Problem details | Restate the listing below word for word, omitting any images.

Data extract |

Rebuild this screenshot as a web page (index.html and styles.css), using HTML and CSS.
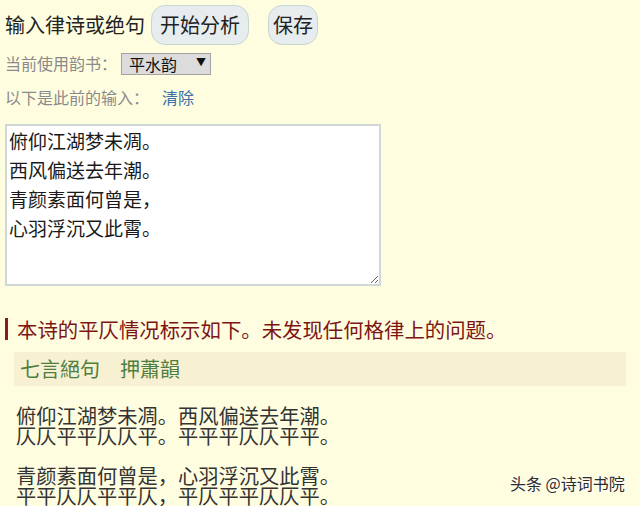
FILE: index.html
```html
<!DOCTYPE html>
<html lang="zh">
<head>
<meta charset="utf-8">
<title>律诗分析</title>
<link rel="stylesheet" href="styles.css">
</head>
<body>
<div class="toolbar">
  <span class="title">输入律诗或绝句</span>
  <button class="btn btn-wide">开始分析</button>
  <button class="btn btn-narrow">保存</button>
</div>
<div class="row row-book">
  <span class="muted">当前使用韵书：</span>
  <span class="select-wrap">
    <select class="select"><option>平水韵</option></select>
  </span>
</div>
<div class="row row-prev">
  <span class="muted">以下是此前的输入：</span>
  <a class="link" href="#">清除</a>
</div>
<textarea class="input">俯仰江湖梦未凋。
西风偏送去年潮。
青颜素面何曾是，
心羽浮沉又此霄。</textarea>
<h2 class="result">本诗的平仄情况标示如下。未发现任何格律上的问题。</h2>
<div class="meta">七言絕句　押蕭韻</div>
<pre class="poem">俯仰江湖梦未凋。西风偏送去年潮。
仄仄平平仄仄平。平平平仄仄平平。

青颜素面何曾是，心羽浮沉又此霄。
平平仄仄平平仄，平仄平平仄仄平。</pre>
<div class="watermark">头条 @诗词书院</div>
</body>
</html>
```

FILE: styles.css
```css
html, body {
  margin: 0;
  padding: 0;
}
body {
  background: #fffde0;
  padding: 0 5px;
  font-family: "Noto Sans CJK SC", "Noto Sans", sans-serif;
  color: #222;
  height: 506px;
  overflow: hidden;
  position: relative;
}
.toolbar {
  display: flex;
  align-items: center;
  padding-top: 5px;
  height: 40px;
}
.title {
  font-size: 20px;
  line-height: 24px;
  margin-right: 6px;
}
.btn {
  font-family: inherit;
  font-size: 20px;
  color: #222;
  height: 40px;
  background: #e7ecee;
  border: 1.5px solid #c6d6d0;
  border-radius: 14px;
  line-height: 1;
}
.btn-wide {
  width: 98px;
  padding: 0;
}
.btn-narrow {
  width: 50px;
  padding: 0;
  margin-left: 19px;
}
.row {
  display: flex;
  align-items: center;
  height: 22px;
  font-size: 16px;
}
.row-book {
  margin-top: 7px;
}
.row-prev {
  margin-top: 12px;
}
.muted {
  color: #8a8a8a;
}
.select-wrap {
  position: relative;
  margin-left: 4px;
  display: inline-block;
  height: 22px;
}
.select-wrap::after {
  content: "▼";
  position: absolute;
  right: 5px;
  top: 4px;
  font-size: 10px;
  line-height: 12px;
  color: #111;
  pointer-events: none;
}
.select {
  appearance: none;
  -webkit-appearance: none;
  width: 90px;
  height: 22px;
  background: #dcdcdc;
  border: 1px solid #a3a3a3;
  border-radius: 0;
  padding: 0 0 0 7px;
  font-family: inherit;
  font-size: 16px;
  color: #111;
  line-height: 20px;
}
.link {
  color: #3d6fa8;
  text-decoration: none;
  margin-left: 13px;
}
.input {
  display: block;
  box-sizing: border-box;
  margin-top: 16px;
  width: 376px;
  height: 162px;
  border: 2px solid #cfd8d6;
  background: #fff;
  padding: 0 2px;
  font-family: inherit;
  font-size: 19px;
  line-height: 29px;
  color: #1a1a1a;
  resize: both;
}
.result {
  margin: 32px 0 0;
  border-left: 3px solid #8b1a1a;
  padding-left: 9px;
  font-size: 20.4px;
  line-height: 22px;
  font-weight: normal;
  color: #7d1515;
}
.meta {
  margin: 12px 9px 0;
  height: 34px;
  line-height: 34px;
  padding-left: 6px;
  background: #f7f0d2;
  font-size: 20px;
  color: #4f7f3f;
}
.poem {
  margin: 20px 0 0 11px;
  font-family: inherit;
  font-size: 20.25px;
  line-height: 20px;
  color: #333;
}
.watermark {
  position: absolute;
  left: 510px;
  top: 473px;
  font-size: 16px;
  line-height: 20px;
  color: #2c2c2c;
  text-shadow: 0 0 2px #fff, 0 0 2px #fff;
}
```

Exercise output |
Rebuild this screenshot as a web page (index.html and styles.css), using HTML and CSS.
FILE: index.html
```html
<!DOCTYPE html>
<html lang="zh">
<head>
<meta charset="utf-8">
<title>律诗分析</title>
<link rel="stylesheet" href="styles.css">
</head>
<body>
<div class="toolbar">
  <span class="title">输入律诗或绝句</span>
  <button class="btn btn-wide">开始分析</button>
  <button class="btn btn-narrow">保存</button>
</div>
<div class="row row-book">
  <span class="muted">当前使用韵书：</span>
  <span class="select-wrap">
    <select class="select"><option>平水韵</option></select>
  </span>
</div>
<div class="row row-prev">
  <span class="muted">以下是此前的输入：</span>
  <a class="link" href="#">清除</a>
</div>
<textarea class="input">俯仰江湖梦未凋。
西风偏送去年潮。
青颜素面何曾是，
心羽浮沉又此霄。</textarea>
<h2 class="result">本诗的平仄情况标示如下。未发现任何格律上的问题。</h2>
<div class="meta">七言絕句　押蕭韻</div>
<pre class="poem">俯仰江湖梦未凋。西风偏送去年潮。
仄仄平平仄仄平。平平平仄仄平平。

青颜素面何曾是，心羽浮沉又此霄。
平平仄仄平平仄，平仄平平仄仄平。</pre>
<div class="watermark">头条 @诗词书院</div>
</body>
</html>
```

FILE: styles.css
```css
html, body {
  margin: 0;
  padding: 0;
}
body {
  background: #fffde0;
  padding: 0 5px;
  font-family: "Noto Sans CJK SC", "Noto Sans", sans-serif;
  color: #222;
  height: 506px;
  overflow: hidden;
  position: relative;
}
.toolbar {
  display: flex;
  align-items: center;
  padding-top: 5px;
  height: 40px;
}
.title {
  font-size: 20px;
  line-height: 24px;
  margin-right: 6px;
}
.btn {
  font-family: inherit;
  font-size: 20px;
  color: #222;
  height: 40px;
  background: #e7ecee;
  border: 1.5px solid #c6d6d0;
  border-radius: 14px;
  line-height: 1;
}
.btn-wide {
  width: 98px;
  padding: 0;
}
.btn-narrow {
  width: 50px;
  padding: 0;
  margin-left: 19px;
}
.row {
  display: flex;
  align-items: center;
  height: 22px;
  font-size: 16px;
}
.row-book {
  margin-top: 7px;
}
.row-prev {
  margin-top: 12px;
}
.muted {
  color: #8a8a8a;
}
.select-wrap {
  position: relative;
  margin-left: 4px;
  display: inline-block;
  height: 22px;
}
.select-wrap::after {
  content: "▼";
  position: absolute;
  right: 5px;
  top: 4px;
  font-size: 10px;
  line-height: 12px;
  color: #111;
  pointer-events: none;
}
.select {
  appearance: none;
  -webkit-appearance: none;
  width: 90px;
  height: 22px;
  background: #dcdcdc;
  border: 1px solid #a3a3a3;
  border-radius: 0;
  padding: 0 0 0 7px;
  font-family: inherit;
  font-size: 16px;
  color: #111;
  line-height: 20px;
}
.link {
  color: #3d6fa8;
  text-decoration: none;
  margin-left: 13px;
}
.input {
  display: block;
  box-sizing: border-box;
  margin-top: 16px;
  width: 376px;
  height: 162px;
  border: 2px solid #cfd8d6;
  background: #fff;
  padding: 0 2px;
  font-family: inherit;
  font-size: 19px;
  line-height: 29px;
  color: #1a1a1a;
  resize: both;
}
.result {
  margin: 32px 0 0;
  border-left: 3px solid #8b1a1a;
  padding-left: 9px;
  font-size: 20.4px;
  line-height: 22px;
  font-weight: normal;
  color: #7d1515;
}
.meta {
  margin: 12px 9px 0;
  height: 34px;
  line-height: 34px;
  padding-left: 6px;
  background: #f7f0d2;
  font-size: 20px;
  color: #4f7f3f;
}
.poem {
  margin: 20px 0 0 11px;
  font-family: inherit;
  font-size: 20.25px;
  line-height: 20px;
  color: #333;
}
.watermark {
  position: absolute;
  left: 510px;
  top: 473px;
  font-size: 16px;
  line-height: 20px;
  color: #2c2c2c;
  text-shadow: 0 0 2px #fff, 0 0 2px #fff;
}
```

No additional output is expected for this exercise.